CHAPTER THIRTY-NINE
I Left My Heart in San Fransico
The zombie’s head snapped back, the crossbow bolt going in through the eye and sticking out the back. It coughed up a little black mist when it did so.
“Nice shot,” Coburn said.
“Mm,” Gil said. He went back over, planted his shoe on the rotter’s head, withdrew the bolt. He wore a pair of diving gloves that looked almost like chainmail. Were good in case you got bit by a moray eel or something, but were also good to make sure you didn’t get bit by some wayward rotter.
The rotters were still around, after all. Coburn’s death—his first death, or shit, maybe it was his second—ended the hunters who had been born on his blood. But though the entire zombie epidemic came from his own DNA, even still, it was never a blood-to-blood thing. At least, that was how he figured it.
“Speaking of a nice shot,” Coburn said, “that one there would be a pretty nice shot if I had a camera. That’s some picturesque shit, pops.”
“Don’t call me Pops,” Gil said. But he agreed just the same. “It is awfully pretty.”
Down there, San Francisco lay quiet, shrouded in fog. The spires of the Golden Gate Bridge peaked out of the mist, too. South of the city lay another army of cannibals and a whole lot of zombies; so they’d taken the long way and come at the city from the north.
It started to spit rain. Even still, Coburn could see a little sun up there through the pendulous cloud cover.
The sun didn’t bother him much anymore. It itched a little. Maybe that was normal. At this point, normal was meaningless. He was still dead. No heartbeat. Could still do all the things a vampire could do. But he felt stronger. And while his body still sustained itself on the blood of the living, he didn’t need to drink as much and the hunger had lost some of its teeth, so to speak.
Convincing Gil of what had happened wasn’t easy. Kayla had given herself up because she knew she couldn’t make it on her own. Enter Coburn, a vampire whose body was an undead water jug that could carry her blood or her essence or whatever-it-was with him. Gil didn’t like that. Shot Coburn a few more times. Hit him, too—the old man knew how to throw a punch.
But then it occurred to him that the vampire was taking punches in the middle of day-time. Stranger still was how sometimes Coburn spoke in the little girl’s voice—not a man speaking like a little girl, but actually with Kayla’s voice.
Gil came around.
Mostly. He still wasn’t real excited about it. Didn’t help that he was emotionally torn up over the events of that day and physically torn up from the gunshot wound. The resultant infection had run him ragged. They never got around to finding antibiotics. Instead, Coburn gave the old man a little bit of his blood and, overnight, the infection cleared like a storm sliding out to sea.
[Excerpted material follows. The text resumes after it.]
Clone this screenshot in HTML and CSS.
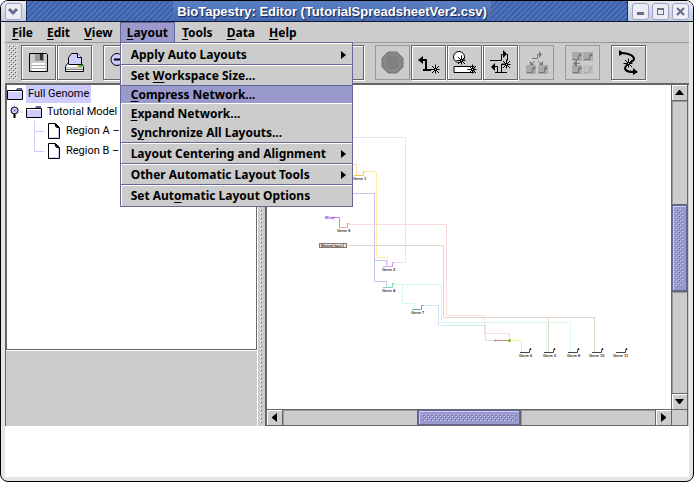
FILE: index.html
```html
<!DOCTYPE html>
<html lang="en">

<head>
    <meta charset="utf-8">
    <meta name="viewport" content="width=device-width, initial-scale=1.0">
    <title>BioTapestry: Editor</title>
    <link rel="stylesheet" href="styles.css">
</head>

<body>
    <div class="window">
        <header class="titlebar">
            <div class="corner">
                <button class="winbtn" aria-label="Window menu"><svg width="15" height="15"><path d="M3 5l4 4 4-4" fill="none" stroke="#626c8c" stroke-width="3"/></svg></button>
            </div>
            <h1 class="title"><span>BioTapestry: Editor (TutorialSpreadsheetVer2.csv)</span></h1>
            <div class="corner corner-right">
                <button class="winbtn" aria-label="Minimize"><svg width="15" height="15"><path d="M4 8h7v3H4z" fill="#626c8c"/></svg></button>
                <button class="winbtn" aria-label="Maximize"><svg width="15" height="15"><path d="M4 4h7v7H4zM5 6v4h5V6z" fill="#626c8c" fill-rule="evenodd"/></svg></button>
                <button class="winbtn" aria-label="Close"><svg width="15" height="15"><path d="M4 4l7 7M11 4l-7 7" stroke="#626c8c" stroke-width="2"/></svg></button>
            </div>
        </header>

        <div class="frame">
            <nav class="menubar">
                <button class="menu"><u>F</u>ile</button>
                <button class="menu"><u>E</u>dit</button>
                <button class="menu"><u>V</u>iew</button>
                <div class="menu-open">
                    <button class="menu valgt"><u>L</u>ayout</button>
                    <div class="popup">
                        <button class="item more">Apply Auto Layouts</button>
                        <hr>
                        <button class="item">Set <u>W</u>orkspace Size...</button>
                        <button class="item active"><u>C</u>ompress Network...</button>
                        <button class="item"><u>E</u>xpand Network...</button>
                        <button class="item">S<u>y</u>nchronize All Layouts...</button>
                        <hr>
                        <button class="item more">Layout Centering and Alignment</button>
                        <hr>
                        <button class="item more">Other Automatic Layout Tools</button>
                        <hr>
                        <button class="item">Set Aut<u>o</u>matic Layout Options</button>
                    </div>
                </div>
                <button class="menu"><u>T</u>ools</button>
                <button class="menu"><u>D</u>ata</button>
                <button class="menu"><u>H</u>elp</button>
            </nav>

            <!-- the star that marks "add" tools -->
            <svg class="defs" width="0" height="0">
                <defs>
                    <g id="star">
                        <path d="M-4.500.5h9M.5-4.500v9M-3-3L4 4M-3 4L4-3" stroke="#000" stroke-width="1"/>
                        <rect width="1" height="1" fill="#ccc"/>
                    </g>
                    <g id="mini">
                        <path d="M0 0h10v9H0z" fill="#aaa"/>
                        <path d="M1 7.500h5.500V3.500H8" fill="none" stroke="#777" stroke-width="1"/>
                        <path d="M7 1l3 2-3 2z" fill="#777"/>
                    </g>
                </defs>
            </svg>

            <div class="toolbar">
                <div class="grip"></div>
                <div class="group">
                    <button class="tool" aria-label="Save"><svg viewBox="0 0 35 35">
                        <path d="M8.500 8.500h17l1 1v17h-18z" fill="#ccc" stroke="#000"/>
                        <path d="M14 9h9v7h-9z" fill="#999"/><path d="M19 9h3v6h-3z" fill="#333"/>
                        <path d="M11 18h13v8H11z" fill="#fff"/><path d="M11 20.500h13M11 23.500h13" stroke="#aaa"/>
                    </svg></button>
                    <button class="tool" aria-label="Print"><svg viewBox="0 0 35 35">
                        <path d="M11.500 19.500v-7l3-4h6l4 4v7z" fill="#ccf" stroke="#000"/><path d="M20.500 8.500v4h4" fill="#fff" stroke="#000"/>
                        <path d="M10.500 18.500l-2 3v5h18v-5l-2-3v1h-12z" fill="#fff" stroke="#000"/>
                        <path d="M9 22h17v2H9z" fill="#ccc"/><path d="M20 20h2v2h-2z" fill="#fd0"/><path d="M22 20h3v2h-3z" fill="#2c2"/><path d="M9 24.500h17" stroke="#888"/>
                    </svg></button>
                </div>
                <div class="group">
                    <button class="tool" aria-label="Zoom out"><svg viewBox="0 0 35 35"><circle cx="14" cy="14.500" r="6" fill="#ccf" stroke="#000"/><path d="M11 14.500h7M19 19l8 8" stroke="#000" stroke-width="2"/></svg></button>
                    <button class="tool" aria-label="Zoom in"></button>
                    <button class="tool" aria-label="Zoom to model"></button>
                    <button class="tool" aria-label="Zoom to selected"></button>
                </div>
                <div class="group">
                    <button class="tool" aria-label="Search"></button>
                    <button class="tool" aria-label="Up"></button>
                    <button class="tool" aria-label="Down"></button>
                </div>
                <div class="group">
                    <button class="tool off" disabled aria-label="Stop"><svg viewBox="0 0 35 35"><path d="M13 7h9l6 6v9l-6 6h-9l-6-6v-9z" fill="#858585" stroke="#777"/><path d="M14 10h7l4 4v7l-4 4h-7l-4-4v-7z" fill="#808080" stroke="#8c8c8c"/></svg></button>
                    <button class="tool" aria-label="Add gene"><svg viewBox="0 0 35 35">
                        <path d="M11 15h4v10M12 25h8" fill="none" stroke="#000" stroke-width="2"/><path d="M7 15l5-4v8z"/><use href="#star" x="24" y="24"/>
                    </svg></button>
                    <button class="tool" aria-label="Add node"><svg viewBox="0 0 35 35">
                        <circle cx="12" cy="12" r="5.500" fill="#fff" stroke="#000"/><path d="M7 21.500h20v6H7z" fill="#fff" stroke="#000"/><use href="#star" x="14" y="15"/><use href="#star" x="25" y="24"/>
                    </svg></button>
                    <button class="tool" aria-label="Add link"><svg viewBox="0 0 35 35">
                        <path d="M7 15.500h11.500V9.500H21M24.500 9v6.500" fill="none" stroke="#000"/><path d="M20 5l4 4-4 4z"/>
                        <path d="M12 21.500h2.500v6M12 27.500h12M18.500 27v-8h5" fill="none" stroke="#000"/><path d="M12 18v8l-4-4z"/><use href="#star" x="23" y="19"/>
                    </svg></button>
                    <button class="tool off" disabled aria-label="Add submodel"><svg viewBox="0 0 35 35">
                        <path d="M13 13.500h5.500v-4H21M16 16l-4 4M19 16l4 4" fill="none" stroke="#777" stroke-width="1"/><path d="M20 6l3 3.500-3 3.500zM11 16v5h5zM24 16v5h-5z" fill="#777"/>
                        <use href="#mini" x="7" y="20"/><use href="#mini" x="19" y="20"/>
                    </svg></button>
                </div>
                <div class="group">
                    <button class="tool off" disabled aria-label="Propagate"><svg viewBox="0 0 35 35">
                        <use href="#mini" x="7" y="7"/><use href="#mini" x="18" y="7"/><use href="#mini" x="7" y="20"/><use href="#mini" x="18" y="20" opacity=".4"/><path d="M9 18.500h6" stroke="#777"/><path d="M12 15v7l-4-3.500z" fill="#777"/>
                    </svg></button>
                </div>
                <div class="group">
                    <button class="tool" aria-label="Relayout link"><svg viewBox="0 0 35 35">
                        <path d="M10 8c8 0 13 3 13 6s-9 5-9 9 5 4 10 4" fill="none" stroke="#000" stroke-width="2"/><path d="M8 5l5 3-5 3zM22 23l5 4-5 3z"/><use href="#star" x="17" y="18"/>
                    </svg></button>
                </div>
            </div>

            <main class="split">
                <aside class="side">
                    <ul class="tree">
                        <li class="row"><svg class="folder" width="16" height="14"><use href="#folder"/></svg><span class="label selected">Full Genome</span></li>
                        <li class="row indent"><svg class="handle" width="16" height="18"><path d="M7.500 0v4M9 9h7" stroke="#ccf"/><path d="M7.500 9v6" stroke="#000" stroke-width="2"/><circle cx="7.500" cy="7.500" r="3.500" fill="#ccf" stroke="#000"/><circle cx="7.500" cy="7.500" r="1" fill="#669"/></svg><svg class="folder" width="16" height="14"><defs><g id="folder"><path d="M.5 3.500H15.500v9H.5z" fill="#ccf" stroke="#000"/><path d="M1 4.500h14" stroke="#fff"/><path d="M10 1h5v2h-6z" fill="#669"/></g></defs><use href="#folder"/></svg><span class="label">Tutorial Model</span></li>
                        <li class="row leaf"><svg class="page" width="14" height="16"><use href="#page"/></svg><span class="label">Region A –</span></li>
                        <li class="row leaf last"><svg class="page" width="14" height="16"><defs><g id="page"><path d="M1.500.5h7l4 4v11h-11z" fill="#fff" stroke="#000"/><path d="M2.500 14.500h9V6" fill="none" stroke="#ccf"/><path d="M8 1l4 4-3-1z" fill="#669" stroke="#000"/></g></defs><use href="#page"/></svg><span class="label">Region B –</span></li>
                    </ul>
                    <div class="note"></div>
                </aside>
                <div class="divider"></div>
                <section class="view">
                    <div class="canvas">
                        <svg class="network" viewBox="267 85 404 324" preserveAspectRatio="xMinYMin">
                            <g fill="none" stroke-width="1">
                                <path d="M350 137.500h55.500v125H393" stroke="#efdff3"/>
                                <path d="M350 164.500h6.500V175" stroke="#ffd9a0"/>
                                <path d="M364 171.500h12.500v86h11V265" stroke="#ffeba6"/>
                                <path d="M350 193.500h24.500v88h12v5M374.500 260.500h12v5" stroke="#c9c3e4"/>
                                <path d="M332 217.500h7.500v10" stroke="#c77ff0"/>
                                <path d="M348 224.500h98.500v91h38v18h25v7" stroke="#fadcda"/>
                                <path d="M347 245.500h96.500v72h151V352M548.500 317.500V352" stroke="#e3d6c8"/>
                                <path d="M393 284.500h48.500v38h129V352M546.500 322.500V352M402.500 284.500v19h12v6" stroke="#d5f8e8"/>
                                <path d="M423 305.500h15.500v20h47v15H495" stroke="#cbe8f0"/>
                                <path d="M495 340.500h14" stroke="#c98f94"/>
                                <path d="M510 340.500h11.500V352" stroke="#dcff8a"/>
                                <path d="M354 175.500h9.500v-4h2" stroke="#f5cc50"/>
                                <path d="M339 227.500h8.500v-4h2" stroke="#e8a8a0"/>
                                <path d="M383 266.500h9.500v-4h2" stroke="#d89af0"/>
                                <path d="M383 287.500h9.500v-4h2" stroke="#80d8b0"/>
                                <path d="M412 309.500h9.500v-4h2" stroke="#60a8b8"/>
                                <path d="M520 352.500h9.500v-3h2M544 352.500h9.500v-3h2M568 352.500h9.500v-3h2M592 352.500h9.500v-3h2M616 352.500h9.500v-3h2" stroke="#444"/>
                            </g>
                            <path d="M530 348h1v2h-1zM554 348h1v2h-1zM578 348h1v2h-1zM602 348h1v2h-1zM626 348h1v2h-1z" fill="#222"/>
                            <circle cx="495" cy="340.500" r="1" fill="#999"/>
                            <circle cx="509.500" cy="340.500" r="1.500" fill="#8ab020"/>
                            <rect x="319.500" y="243.500" width="27" height="4" fill="#f4ece4" stroke="#877"/>
                            <g class="gene">
                                <text x="325" y="219" fill="#a040e0">Mitoj</text>
                                <text class="input" x="321" y="247">Maternal Input 2</text>
                                <text x="353" y="180">Gene 1</text>
                                <text x="337" y="232">Gene 9</text>
                                <text x="382" y="271">Gene 2</text>
                                <text x="382" y="292">Gene 4</text>
                                <text x="411" y="314">Gene 7</text>
                                <text x="519" y="357">Gene 6</text>
                                <text x="543" y="357">Gene 5</text>
                                <text x="567" y="357">Gene 8</text>
                                <text x="589" y="357">Gene 10</text>
                                <text x="613" y="357">Gene 11</text>
                            </g>
                        </svg>
                    </div>
                    <div class="scroll vertical">
                        <button class="arrow" aria-label="Scroll up"><svg width="9" height="5"><path d="M0 5h9L5 0H4z"/></svg></button>
                        <div class="track before"></div>
                        <div class="thumb"></div>
                        <div class="track after"></div>
                        <button class="arrow" aria-label="Scroll down"><svg width="9" height="5"><path d="M0 0h9L5 5H4z"/></svg></button>
                    </div>
                    <div class="scroll horizontal">
                        <button class="arrow" aria-label="Scroll left"><svg width="5" height="9"><path d="M5 0v9L0 5V4z"/></svg></button>
                        <div class="track before"></div>
                        <div class="thumb"></div>
                        <div class="track after"></div>
                        <button class="arrow" aria-label="Scroll right"><svg width="5" height="9"><path d="M0 0v9l5-4V4z"/></svg></button>
                    </div>
                    <div class="square"></div>
                </section>
            </main>
            <footer class="status"></footer>
        </div>
    </div>
</body>

</html>
```
FILE: styles.css
```css
* {
    box-sizing: border-box;
    margin: 0;
    padding: 0;
}

body {
    background-color: white;
    font-family: "Noto Sans", sans-serif;
    font-size: 12px;
}

button {
    font: inherit;
    color: black;
    border: none;
    background: none;
}

svg {
    display: block;
}

.defs {
    position: absolute;
}

.window {
    display: flex;
    flex-direction: column;
    height: 100vh;
    border: 1px solid black;
    border-radius: 8px;
    background-color: #e5e5e5;
    overflow: hidden;
}

/* title bar */
.titlebar {
    display: flex;
    height: 21px;
    border-bottom: 1px solid #101830;
    background-color: #dcdfe9;
}

.corner {
    display: flex;
    align-items: center;
    gap: 3px;
    padding: 0 4px;
    background: linear-gradient(#e8eaf0, #c4cae0);
}

.winbtn {
    width: 17px;
    height: 17px;
    border: 1px solid #9ba4c4;
    border-radius: 3px;
    background-color: #eceef4;
}

.title {
    flex: 1;
    display: flex;
    justify-content: center;
    padding-left: 10px;
    border-left: 1px solid #1c2c60;
    border-right: 1px solid #1c2c60;
    background: repeating-linear-gradient(135deg, #3a5ea6 0 1px, #5074ba 2px 3px, #4468b0 4px);
    font: bold 13px/22px "Liberation Sans", sans-serif;
    color: white;
    text-shadow: 1px 1px 1px #14244c;
    white-space: nowrap;
}

.title span {
    padding: 0 4px;
    background: linear-gradient(#5a80c4, #4468b0);
}

.frame {
    flex: 1;
    display: flex;
    flex-direction: column;
    margin: 0 4px 4px;
    min-height: 0;
}

/* menus */
.menubar {
    display: flex;
    height: 21px;
    background-color: #ccc;
    border-bottom: 1px solid #999;
    font-weight: bold;
}

.menu {
    height: 20px;
    padding: 0 6px;
    line-height: 20px;
    border: 1px solid transparent;
    border-bottom: none;
}

.menu.valgt {
    background-color: #9999cc;
    border-color: #666699;
}

u {
    text-underline-offset: 2px;
    text-decoration-thickness: 1px;
}

.menu-open {
    position: relative;
}

.popup {
    position: absolute;
    z-index: 1;
    left: 0;
    top: 20px;
    width: 233px;
    padding: 2px 0 1px;
    border: 1px solid #666699;
    background-color: #ccc;
    box-shadow: inset 1px 1px white;
}

.popup hr {
    border: none;
    border-top: 1px solid #666699;
    border-bottom: 1px solid white;
}

.item {
    display: flex;
    align-items: center;
    justify-content: space-between;
    width: 100%;
    height: 19px;
    padding: 0 6px 0 10px;
    line-height: 19px;
    font-weight: bold;
    text-align: left;
    white-space: pre;
}

.item:not(.more) {
    justify-content: flex-start;
}

.item.active {
    background-color: #9999cc;
    border-top: 1px solid #666699;
    border-bottom: 1px solid white;
}

.more::after {
    content: "";
    border: 4px solid transparent;
    border-left: 5px solid black;
    border-right: none;
}

/* toolbar */
.toolbar {
    display: flex;
    gap: 11px;
    height: 40px;
    padding: 2px 3px;
    background-color: #ccc;
}

.group {
    display: flex;
    gap: 1px;
}

.tool {
    width: 35px;
    height: 35px;
    border: 1px solid #666;
    box-shadow: inset 1px 1px white, 1px 1px white;
}

.tool svg {
    width: 35px;
    height: 35px;
    margin: -1px;
}

.tool.off {
    border-color: #999;
    box-shadow: none;
}

/* raised dots on the grips */
.grip,
.divider {
    background: #ccc url("data:image/svg+xml,%3Csvg xmlns='http://www.w3.org/2000/svg' width='4' height='4' shape-rendering='crispEdges'%3E%3Cpath d='M0 0h1v1H0zM2 2h1v1H2z' fill='white'/%3E%3Cpath d='M1 1h1v1H1zM3 3h1v1H3z' fill='%23666'/%3E%3C/svg%3E") content-box;
}

.grip {
    width: 9px;
    height: 35px;
    margin-right: -7px;
}

/* tree, divider and network */
.split {
    flex: 1;
    display: flex;
    min-height: 0;
    border-top: 2px solid #666;
    background-color: #ccc;
}

.side {
    display: flex;
    flex-direction: column;
    width: 252px;
    border-left: 1px solid #666;
}

.tree {
    flex: 7;
    border: 1px solid #666;
    border-top: none;
    background-color: white;
    list-style: none;
    font-family: Roboto, sans-serif;
    font-size: 11px;
}

.row {
    display: flex;
    align-items: center;
    gap: 3px;
    height: 18px;
}

.label {
    padding: 0 2px;
    line-height: 18px;
}

.selected {
    background-color: #ccccff;
}

.leaf {
    height: 20px;
    padding-left: 27px;
}

.leaf::before {
    content: "";
    width: 10px;
    height: 20px;
    background: linear-gradient(#ccf, #ccf) left / 1px 100% no-repeat, linear-gradient(#ccf, #ccf) center / 100% 1px no-repeat;
}

.leaf.last::before {
    background-size: 1px 50%, 100% 1px;
    background-position: left top, center;
}

.note {
    flex: 2;
    border-top: 1px solid white;
}

.divider {
    width: 10px;
    padding: 0 3px 2px 2px;
    border-left: 1px solid white;
    border-right: 2px solid #666;
}

.view {
    flex: 1;
    display: grid;
    grid-template-columns: 1fr 16px;
    grid-template-rows: 1fr 16px;
    margin-right: 1px;
    min-width: 0;
    border-right: 1px solid #666;
    border-bottom: 1px solid #666;
}

.canvas {
    min-width: 0;
    min-height: 0;
    overflow: hidden;
    background-color: white;
}

.network {
    width: 100%;
    height: 100%;
}

.gene {
    font: bold 4px "Liberation Sans", sans-serif;
    fill: #333;
}

.input {
    font-size: 3px;
}

.scroll {
    display: flex;
    border: 0 solid #666;
}

.vertical {
    flex-direction: column;
    border-left-width: 1px;
}

.horizontal {
    border-top-width: 1px;
}

.arrow {
    flex: none;
    display: grid;
    place-items: center;
    width: 15px;
    height: 15px;
    box-shadow: inset 1px 1px white;
}

.track {
    border: 1px solid #666;
    box-shadow: inset 1px 1px #999;
}

.vertical .track {
    border-width: 1px 0;
}

.horizontal .track {
    border-width: 0 1px;
}

.before {
    flex: 105;
}

.after {
    flex: 103;
}

.horizontal .before,
.horizontal .after {
    flex: 135;
}

.thumb {
    flex: 80;
    padding: 3px;
    border: 1px solid #666699;
    box-shadow: inset 1px 1px #ccccff;
    background: url("data:image/svg+xml,%3Csvg xmlns='http://www.w3.org/2000/svg' width='4' height='4' shape-rendering='crispEdges'%3E%3Cpath d='M0 0h1v1H0zM2 2h1v1H2z' fill='%23ccf'/%3E%3Cpath d='M1 1h1v1H1zM3 3h1v1H3z' fill='%23669'/%3E%3C/svg%3E") content-box, linear-gradient(#9999cc, #9999cc);
}

.horizontal .thumb {
    flex: 96;
}

.square {
    border: 0 solid #666;
    border-width: 1px 0 0 1px;
}

.status {
    height: 51px;
    background-color: white;
}
```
“Ready to go?” Coburn asked.
“I suppose,” Gil said, tucking the crossbow bolt back into the homemade quiver he had hanging at his side. He’d taken to using the crossbow he found in a sporting goods store because, he said, the ammo didn’t disappear on you. “Recycling,” he’d said. “Good for the planet.”
“Let’s do it, then.” Coburn snapped his fingers. “That means you too, you little sonofabitch.”
Creampuff barked, having found himself a squirrel to chew on. He came bounding up, squirrel fur still stuck in his mouth.
Together, the three descended toward the Golden Gate Bridge, heading for the City by the Bay. It was time to fulfill Kayla’s mission.